#### Short exercise
Copy each of the entries below faithfully, setting aside any pictures.
[BEGIN Data shown]
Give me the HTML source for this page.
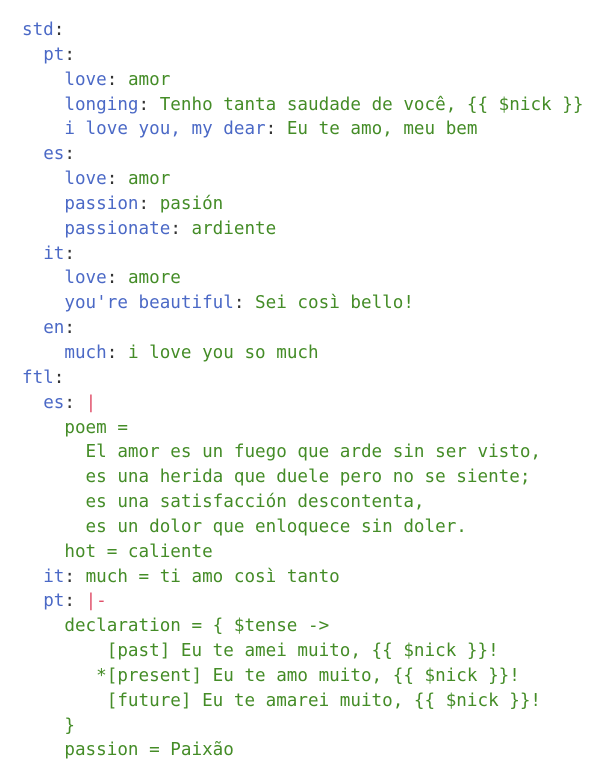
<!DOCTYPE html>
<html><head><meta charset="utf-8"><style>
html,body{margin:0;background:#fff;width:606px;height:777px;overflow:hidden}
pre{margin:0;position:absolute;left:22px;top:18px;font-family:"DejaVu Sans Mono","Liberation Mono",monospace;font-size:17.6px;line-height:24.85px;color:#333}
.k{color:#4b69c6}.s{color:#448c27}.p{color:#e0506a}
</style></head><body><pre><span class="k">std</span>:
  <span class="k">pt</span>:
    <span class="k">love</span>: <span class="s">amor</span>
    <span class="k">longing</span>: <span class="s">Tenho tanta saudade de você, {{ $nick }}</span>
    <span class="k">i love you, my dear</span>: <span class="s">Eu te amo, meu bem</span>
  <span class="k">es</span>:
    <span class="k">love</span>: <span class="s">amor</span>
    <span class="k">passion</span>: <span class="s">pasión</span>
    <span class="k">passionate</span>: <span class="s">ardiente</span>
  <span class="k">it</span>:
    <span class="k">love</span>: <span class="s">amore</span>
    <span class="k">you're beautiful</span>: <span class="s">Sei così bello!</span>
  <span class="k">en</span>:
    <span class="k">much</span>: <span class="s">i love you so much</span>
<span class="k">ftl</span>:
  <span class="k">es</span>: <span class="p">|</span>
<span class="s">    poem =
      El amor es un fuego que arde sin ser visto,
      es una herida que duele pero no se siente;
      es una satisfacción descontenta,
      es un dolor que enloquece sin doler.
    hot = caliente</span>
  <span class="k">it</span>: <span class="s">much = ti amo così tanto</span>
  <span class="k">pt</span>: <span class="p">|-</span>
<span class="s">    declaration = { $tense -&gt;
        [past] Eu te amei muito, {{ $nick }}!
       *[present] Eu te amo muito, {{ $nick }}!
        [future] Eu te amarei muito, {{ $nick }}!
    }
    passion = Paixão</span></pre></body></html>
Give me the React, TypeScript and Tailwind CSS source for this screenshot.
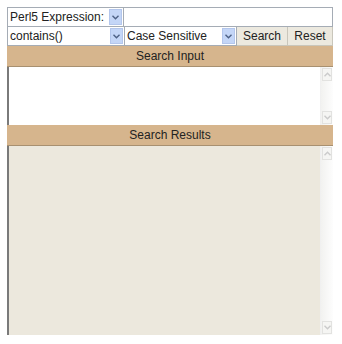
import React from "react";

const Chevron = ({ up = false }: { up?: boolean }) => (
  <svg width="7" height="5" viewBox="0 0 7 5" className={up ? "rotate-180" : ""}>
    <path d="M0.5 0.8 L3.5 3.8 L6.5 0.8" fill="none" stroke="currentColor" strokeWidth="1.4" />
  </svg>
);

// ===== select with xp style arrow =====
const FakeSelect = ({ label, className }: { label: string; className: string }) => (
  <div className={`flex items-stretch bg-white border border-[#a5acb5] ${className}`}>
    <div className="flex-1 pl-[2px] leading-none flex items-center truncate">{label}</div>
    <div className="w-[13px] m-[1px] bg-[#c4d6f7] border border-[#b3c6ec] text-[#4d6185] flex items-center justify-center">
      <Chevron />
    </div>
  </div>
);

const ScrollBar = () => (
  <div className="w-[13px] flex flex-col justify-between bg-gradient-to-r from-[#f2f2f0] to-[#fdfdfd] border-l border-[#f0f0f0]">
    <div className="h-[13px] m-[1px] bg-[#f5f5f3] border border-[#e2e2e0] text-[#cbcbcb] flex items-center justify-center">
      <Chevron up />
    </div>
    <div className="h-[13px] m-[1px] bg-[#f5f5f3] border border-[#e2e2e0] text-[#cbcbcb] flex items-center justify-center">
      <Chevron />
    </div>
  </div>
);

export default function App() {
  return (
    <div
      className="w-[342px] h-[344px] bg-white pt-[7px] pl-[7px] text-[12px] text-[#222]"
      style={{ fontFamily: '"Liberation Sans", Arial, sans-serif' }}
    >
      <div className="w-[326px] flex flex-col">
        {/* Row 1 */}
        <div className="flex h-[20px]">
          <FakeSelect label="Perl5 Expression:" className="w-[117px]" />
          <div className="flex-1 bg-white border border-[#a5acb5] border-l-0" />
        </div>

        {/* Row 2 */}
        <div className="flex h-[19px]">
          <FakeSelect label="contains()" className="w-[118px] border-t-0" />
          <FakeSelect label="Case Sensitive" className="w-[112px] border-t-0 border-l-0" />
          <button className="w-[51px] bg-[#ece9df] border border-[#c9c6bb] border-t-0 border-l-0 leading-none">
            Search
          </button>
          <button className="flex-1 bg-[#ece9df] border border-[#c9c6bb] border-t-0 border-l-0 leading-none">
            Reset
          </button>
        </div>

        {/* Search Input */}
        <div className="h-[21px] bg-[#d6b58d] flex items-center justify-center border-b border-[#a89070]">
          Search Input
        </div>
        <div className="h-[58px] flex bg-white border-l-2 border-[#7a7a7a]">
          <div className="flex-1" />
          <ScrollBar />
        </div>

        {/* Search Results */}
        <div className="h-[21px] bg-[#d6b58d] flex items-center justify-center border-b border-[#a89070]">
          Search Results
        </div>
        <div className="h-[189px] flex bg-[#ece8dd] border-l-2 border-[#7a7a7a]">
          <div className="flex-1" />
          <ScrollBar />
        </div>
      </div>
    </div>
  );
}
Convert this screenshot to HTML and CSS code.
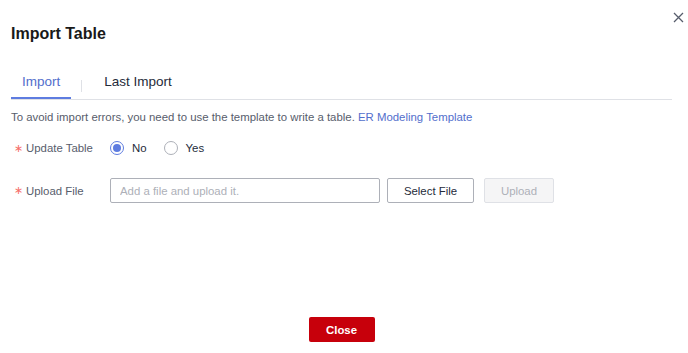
[END Data shown]
#### Answer in full
Give me the HTML source for this page.
<!DOCTYPE html>
<html><head><meta charset="utf-8"><style>
html,body{margin:0;background:#fff;width:606px;height:777px;overflow:hidden}
pre{margin:0;position:absolute;left:22px;top:18px;font-family:"DejaVu Sans Mono","Liberation Mono",monospace;font-size:17.6px;line-height:24.85px;color:#333}
.k{color:#4b69c6}.s{color:#448c27}.p{color:#e0506a}
</style></head><body><pre><span class="k">std</span>:
  <span class="k">pt</span>:
    <span class="k">love</span>: <span class="s">amor</span>
    <span class="k">longing</span>: <span class="s">Tenho tanta saudade de você, {{ $nick }}</span>
    <span class="k">i love you, my dear</span>: <span class="s">Eu te amo, meu bem</span>
  <span class="k">es</span>:
    <span class="k">love</span>: <span class="s">amor</span>
    <span class="k">passion</span>: <span class="s">pasión</span>
    <span class="k">passionate</span>: <span class="s">ardiente</span>
  <span class="k">it</span>:
    <span class="k">love</span>: <span class="s">amore</span>
    <span class="k">you're beautiful</span>: <span class="s">Sei così bello!</span>
  <span class="k">en</span>:
    <span class="k">much</span>: <span class="s">i love you so much</span>
<span class="k">ftl</span>:
  <span class="k">es</span>: <span class="p">|</span>
<span class="s">    poem =
      El amor es un fuego que arde sin ser visto,
      es una herida que duele pero no se siente;
      es una satisfacción descontenta,
      es un dolor que enloquece sin doler.
    hot = caliente</span>
  <span class="k">it</span>: <span class="s">much = ti amo così tanto</span>
  <span class="k">pt</span>: <span class="p">|-</span>
<span class="s">    declaration = { $tense -&gt;
        [past] Eu te amei muito, {{ $nick }}!
       *[present] Eu te amo muito, {{ $nick }}!
        [future] Eu te amarei muito, {{ $nick }}!
    }
    passion = Paixão</span></pre></body></html>
Give me the React, TypeScript and Tailwind CSS source for this screenshot.
import React from "react";

const Chevron = ({ up = false }: { up?: boolean }) => (
  <svg width="7" height="5" viewBox="0 0 7 5" className={up ? "rotate-180" : ""}>
    <path d="M0.5 0.8 L3.5 3.8 L6.5 0.8" fill="none" stroke="currentColor" strokeWidth="1.4" />
  </svg>
);

// ===== select with xp style arrow =====
const FakeSelect = ({ label, className }: { label: string; className: string }) => (
  <div className={`flex items-stretch bg-white border border-[#a5acb5] ${className}`}>
    <div className="flex-1 pl-[2px] leading-none flex items-center truncate">{label}</div>
    <div className="w-[13px] m-[1px] bg-[#c4d6f7] border border-[#b3c6ec] text-[#4d6185] flex items-center justify-center">
      <Chevron />
    </div>
  </div>
);

const ScrollBar = () => (
  <div className="w-[13px] flex flex-col justify-between bg-gradient-to-r from-[#f2f2f0] to-[#fdfdfd] border-l border-[#f0f0f0]">
    <div className="h-[13px] m-[1px] bg-[#f5f5f3] border border-[#e2e2e0] text-[#cbcbcb] flex items-center justify-center">
      <Chevron up />
    </div>
    <div className="h-[13px] m-[1px] bg-[#f5f5f3] border border-[#e2e2e0] text-[#cbcbcb] flex items-center justify-center">
      <Chevron />
    </div>
  </div>
);

export default function App() {
  return (
    <div
      className="w-[342px] h-[344px] bg-white pt-[7px] pl-[7px] text-[12px] text-[#222]"
      style={{ fontFamily: '"Liberation Sans", Arial, sans-serif' }}
    >
      <div className="w-[326px] flex flex-col">
        {/* Row 1 */}
        <div className="flex h-[20px]">
          <FakeSelect label="Perl5 Expression:" className="w-[117px]" />
          <div className="flex-1 bg-white border border-[#a5acb5] border-l-0" />
        </div>

        {/* Row 2 */}
        <div className="flex h-[19px]">
          <FakeSelect label="contains()" className="w-[118px] border-t-0" />
          <FakeSelect label="Case Sensitive" className="w-[112px] border-t-0 border-l-0" />
          <button className="w-[51px] bg-[#ece9df] border border-[#c9c6bb] border-t-0 border-l-0 leading-none">
            Search
          </button>
          <button className="flex-1 bg-[#ece9df] border border-[#c9c6bb] border-t-0 border-l-0 leading-none">
            Reset
          </button>
        </div>

        {/* Search Input */}
        <div className="h-[21px] bg-[#d6b58d] flex items-center justify-center border-b border-[#a89070]">
          Search Input
        </div>
        <div className="h-[58px] flex bg-white border-l-2 border-[#7a7a7a]">
          <div className="flex-1" />
          <ScrollBar />
        </div>

        {/* Search Results */}
        <div className="h-[21px] bg-[#d6b58d] flex items-center justify-center border-b border-[#a89070]">
          Search Results
        </div>
        <div className="h-[189px] flex bg-[#ece8dd] border-l-2 border-[#7a7a7a]">
          <div className="flex-1" />
          <ScrollBar />
        </div>
      </div>
    </div>
  );
}
Convert this screenshot to HTML and CSS code.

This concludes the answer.